(Items listed in a dataset)
________________________________________

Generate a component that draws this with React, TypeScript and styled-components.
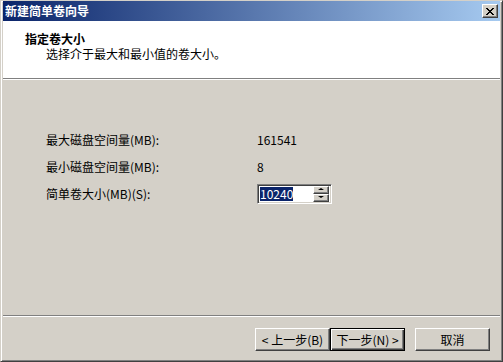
import styled, { createGlobalStyle } from "styled-components";
import { FunctionComponent } from "react";

const GlobalStyle = createGlobalStyle`
  html, body {
    margin: 0;
    padding: 0;
    background: #d4d0c8;
  }
  body {
    font-family: "SimSun", "Noto Sans CJK SC", "DejaVu Sans", sans-serif;
    font-size: 12px;
    color: #000;
  }
`;

const Window = styled.div`
  width: 503px;
  height: 362px;
  box-sizing: border-box;
  background: #d4d0c8;
  border-top: 1px solid #d4d0c8;
  border-left: 1px solid #d4d0c8;
  border-right: 1px solid #404040;
  border-bottom: 1px solid #404040;
  box-shadow: inset 1px 1px 0 #ffffff, inset -1px -1px 0 #808080;
  padding: 0 2px 2px 2px;
  display: flex;
  flex-direction: column;
  overflow: hidden;
`;

const TitleBar = styled.div`
  height: 20px;
  flex-shrink: 0;
  display: flex;
  align-items: center;
  justify-content: space-between;
  padding: 0 2px 0 2px;
  background: linear-gradient(to right, #0a246a, #a6caf0);
`;

const TitleText = styled.div`
  color: #fff;
  font-weight: bold;
  font-size: 12px;
  line-height: 14px;
`;

const CloseBox = styled.div`
  width: 16px;
  height: 14px;
  box-sizing: border-box;
  background: #d4d0c8;
  border-top: 1px solid #fff;
  border-left: 1px solid #fff;
  border-right: 1px solid #404040;
  border-bottom: 1px solid #404040;
  box-shadow: inset -1px -1px 0 #808080;
  display: flex;
  align-items: center;
  justify-content: center;
`;

const Header = styled.div`
  height: 58px;
  flex-shrink: 0;
  background: #fff;
  padding: 10px 0 0 22px;
  box-sizing: border-box;
  border-bottom: 1px solid #808080;
  box-shadow: 0 1px 0 #fff;
  margin-bottom: 1px;
`;

const HeaderTitle = styled.div`
  font-weight: bold;
  line-height: 15px;
`;

const HeaderSub = styled.div`
  padding-left: 21px;
  line-height: 15px;
`;

const Body = styled.div`
  flex: 1;
  padding: 46px 0 0 43px;
  display: grid;
  grid-template-columns: 211px auto;
  grid-auto-rows: 27px;
  align-content: start;
  align-items: center;
`;

const Label = styled.div`
  line-height: 14px;
`;

const Value = styled.div`
  line-height: 14px;
`;

const Spin = styled.div`
  width: 75px;
  height: 20px;
  box-sizing: border-box;
  background: #fff;
  border-top: 1px solid #808080;
  border-left: 1px solid #808080;
  border-right: 1px solid #fff;
  border-bottom: 1px solid #fff;
  box-shadow: inset 1px 1px 0 #404040, inset -1px -1px 0 #d4d0c8;
  display: flex;
  align-items: center;
  padding: 2px;
`;

const SpinText = styled.div`
  flex: 1;
  display: flex;
  align-items: center;
`;

const Selected = styled.span`
  background: #0a246a;
  color: #fff;
  line-height: 14px;
`;

const SpinButtons = styled.div`
  width: 16px;
  height: 16px;
  display: flex;
  flex-direction: column;
`;

const SpinButton = styled.div`
  flex: 1;
  box-sizing: border-box;
  background: #d4d0c8;
  border-top: 1px solid #fff;
  border-left: 1px solid #fff;
  border-right: 1px solid #404040;
  border-bottom: 1px solid #404040;
  box-shadow: inset -1px -1px 0 #808080;
  display: flex;
  align-items: center;
  justify-content: center;
`;

const Arrow = styled.div<{ $down?: boolean }>`
  width: 0;
  height: 0;
  border-left: 3px solid transparent;
  border-right: 3px solid transparent;
  ${(p) =>
    p.$down
      ? "border-top: 2px solid #000; margin-top: -1px;"
      : "border-bottom: 2px solid #000; margin-top: -1px;"}
`;

const Divider = styled.div`
  height: 1px;
  flex-shrink: 0;
  background: #808080;
  border-bottom: 1px solid #fff;
`;

const Footer = styled.div`
  height: 42px;
  flex-shrink: 0;
  display: flex;
  align-items: flex-start;
  justify-content: flex-end;
  padding: 11px 10px 0 0;
  box-sizing: border-box;
`;

const Button = styled.div<{ $default?: boolean; $gap?: number }>`
  width: 75px;
  height: 23px;
  box-sizing: border-box;
  margin-right: ${(p) => p.$gap ?? 0}px;
  background: #d4d0c8;
  display: flex;
  align-items: center;
  justify-content: center;
  line-height: 14px;
  border: 1px solid ${(p) => (p.$default ? "#000" : "transparent")};
  box-shadow: ${(p) =>
    p.$default
      ? "inset 1px 1px 0 #fff, inset -1px -1px 0 #404040, inset -2px -2px 0 #808080"
      : "inset 0 0 0 0 #000"};
  ${(p) =>
    !p.$default &&
    `border-top-color: #fff; border-left-color: #fff; border-right-color: #404040; border-bottom-color: #404040; box-shadow: inset -1px -1px 0 #808080;`}
`;

const Row: FunctionComponent<{ label: string; children: React.ReactNode }> = ({
  label,
  children,
}) => (
  <>
    <Label>{label}</Label>
    <Value>{children}</Value>
  </>
);

export default function App() {
  return (
    <>
      <GlobalStyle />
      <Window>
        <TitleBar>
          <TitleText>新建简单卷向导</TitleText>
          <CloseBox>
            <svg width="8" height="7" viewBox="0 0 8 7">
              <path d="M0 0 L7 7 M1 0 L8 7 M7 0 L0 7 M8 0 L1 7" stroke="#000" strokeWidth="1" />
            </svg>
          </CloseBox>
        </TitleBar>
        <Header>
          <HeaderTitle>指定卷大小</HeaderTitle>
          <HeaderSub>选择介于最大和最小值的卷大小。</HeaderSub>
        </Header>
        <Body>
          <Row label="最大磁盘空间量(MB):">161541</Row>
          <Row label="最小磁盘空间量(MB):">8</Row>
          <Row label="简单卷大小(MB)(S):">
            <Spin>
              <SpinText>
                <Selected>10240</Selected>
              </SpinText>
              <SpinButtons>
                <SpinButton>
                  <Arrow />
                </SpinButton>
                <SpinButton>
                  <Arrow $down />
                </SpinButton>
              </SpinButtons>
            </Spin>
          </Row>
        </Body>
        <Divider />
        <Footer>
          <Button>&lt; 上一步(B)</Button>
          <Button $default $gap={10}>
            下一步(N) &gt;
          </Button>
          <Button>取消</Button>
        </Footer>
      </Window>
    </>
  );
}
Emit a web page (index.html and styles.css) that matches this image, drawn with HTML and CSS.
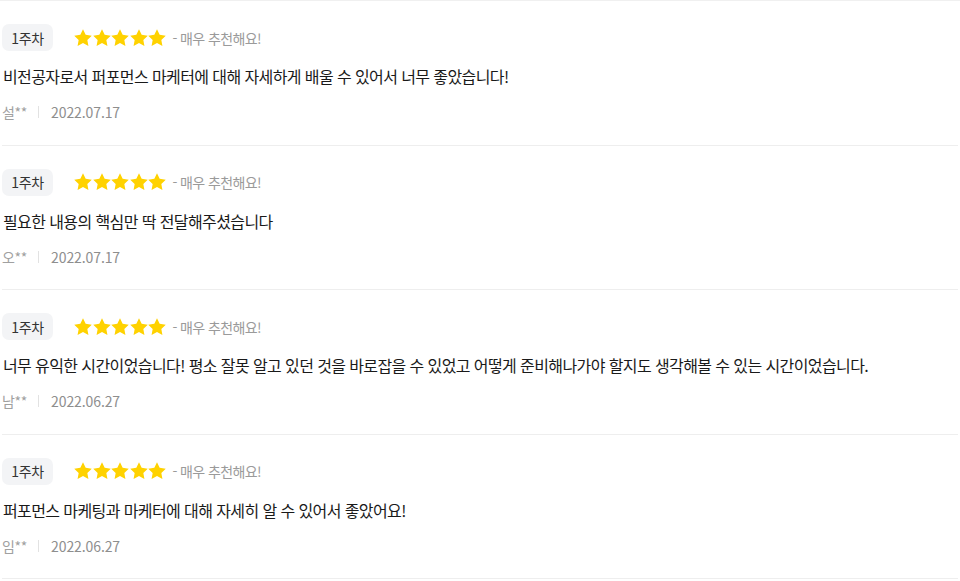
FILE: index.html
```html
<!DOCTYPE html>
<html lang="ko">
<head>
<meta charset="utf-8">
<link rel="stylesheet" href="styles.css">
</head>
<body>
<svg width="0" height="0" class="defs">
  <defs>
    <symbol id="star" viewBox="0 0 24 24"><path d="M12 1.5l3.2 6.7 7.3 1-5.3 5.1 1.3 7.3L12 18.1l-6.5 3.5 1.3-7.3-5.3-5.1 7.3-1z"/></symbol>
  </defs>
</svg>
<ul class="reviews">
  <li class="review">
    <div class="head"><span class="badge">1주차</span><span class="stars"><svg><use href="#star"/></svg><svg><use href="#star"/></svg><svg><use href="#star"/></svg><svg><use href="#star"/></svg><svg><use href="#star"/></svg></span><span class="rate">- 매우 추천해요!</span></div>
    <p class="text">비전공자로서 퍼포먼스 마케터에 대해 자세하게 배울 수 있어서 너무 좋았습니다!</p>
    <div class="meta"><span class="author">설**</span><span class="sep"></span><span class="date">2022.07.17</span></div>
  </li>
  <li class="review">
    <div class="head"><span class="badge">1주차</span><span class="stars"><svg><use href="#star"/></svg><svg><use href="#star"/></svg><svg><use href="#star"/></svg><svg><use href="#star"/></svg><svg><use href="#star"/></svg></span><span class="rate">- 매우 추천해요!</span></div>
    <p class="text">필요한 내용의 핵심만 딱 전달해주셨습니다</p>
    <div class="meta"><span class="author">오**</span><span class="sep"></span><span class="date">2022.07.17</span></div>
  </li>
  <li class="review">
    <div class="head"><span class="badge">1주차</span><span class="stars"><svg><use href="#star"/></svg><svg><use href="#star"/></svg><svg><use href="#star"/></svg><svg><use href="#star"/></svg><svg><use href="#star"/></svg></span><span class="rate">- 매우 추천해요!</span></div>
    <p class="text">너무 유익한 시간이었습니다! 평소 잘못 알고 있던 것을 바로잡을 수 있었고 어떻게 준비해나가야 할지도 생각해볼 수 있는 시간이었습니다.</p>
    <div class="meta"><span class="author">남**</span><span class="sep"></span><span class="date">2022.06.27</span></div>
  </li>
  <li class="review">
    <div class="head"><span class="badge">1주차</span><span class="stars"><svg><use href="#star"/></svg><svg><use href="#star"/></svg><svg><use href="#star"/></svg><svg><use href="#star"/></svg><svg><use href="#star"/></svg></span><span class="rate">- 매우 추천해요!</span></div>
    <p class="text">퍼포먼스 마케팅과 마케터에 대해 자세히 알 수 있어서 좋았어요!</p>
    <div class="meta"><span class="author">임**</span><span class="sep"></span><span class="date">2022.06.27</span></div>
  </li>
</ul>
</body>
</html>
```
FILE: styles.css
```css
html, body {
  margin: 0;
  padding: 0;
  background: #fff;
  font-family: "Noto Sans CJK KR", "Noto Sans", sans-serif;
  color: #1a1a1a;
}
.defs { position: absolute; }
.reviews {
  list-style: none;
  margin: 0;
  padding: 0 2px;
  border-top: 1px solid #f0f0f0;
}
.review {
  display: flex;
  flex-direction: column;
  padding: 23px 0 0 0;
  border-bottom: 1px solid #eeeeee;
  height: 144.5px;
  box-sizing: border-box;
}
.head {
  display: flex;
  align-items: center;
  height: 27px;
}
.badge {
  display: inline-flex;
  align-items: center;
  justify-content: center;
  height: 27px;
  width: 51px;
  border-radius: 7px;
  background: #f3f4f6;
  font-size: 14px;
  color: #333;
  letter-spacing: -0.4px;
}
.stars {
  display: flex;
  margin-left: 20px;
}
.stars svg {
  width: 20px;
  height: 20px;
  margin-right: -1.5px;
  fill: #ffd200;
}
.rate {
  margin-left: 7px;
  font-size: 14px;
  color: #9a9a9a;
  letter-spacing: -0.6px;
}
.text {
  margin: 13px 0 0 1px;
  font-size: 16px;
  line-height: 24px;
  color: #1a1a1a;
  letter-spacing: -0.6px;
}
.meta {
  display: flex;
  align-items: center;
  margin-top: 14px;
  height: 20px;
  font-size: 14px;
}
.author { color: #a0a0a0; letter-spacing: -0.3px; }
.sep {
  width: 1px;
  height: 12px;
  background: #e2e2e2;
  margin: 0 12px 0 11px;
}
.date { color: #8e8e8e; letter-spacing: -0.1px; }
```
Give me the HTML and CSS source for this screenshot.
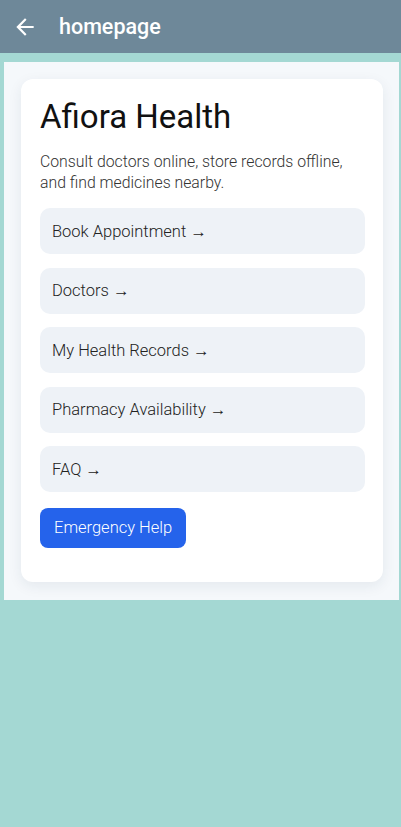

________________________________________

> [SHORT PROBLEM]
Look over the records above and copy each line that includes the string "with".

> [COMPLETE ANSWER]
Generate a component that draws this with React, TypeScript and styled-components.
Emit a web page (index.html and styles.css) that matches this image, drawn with HTML and CSS.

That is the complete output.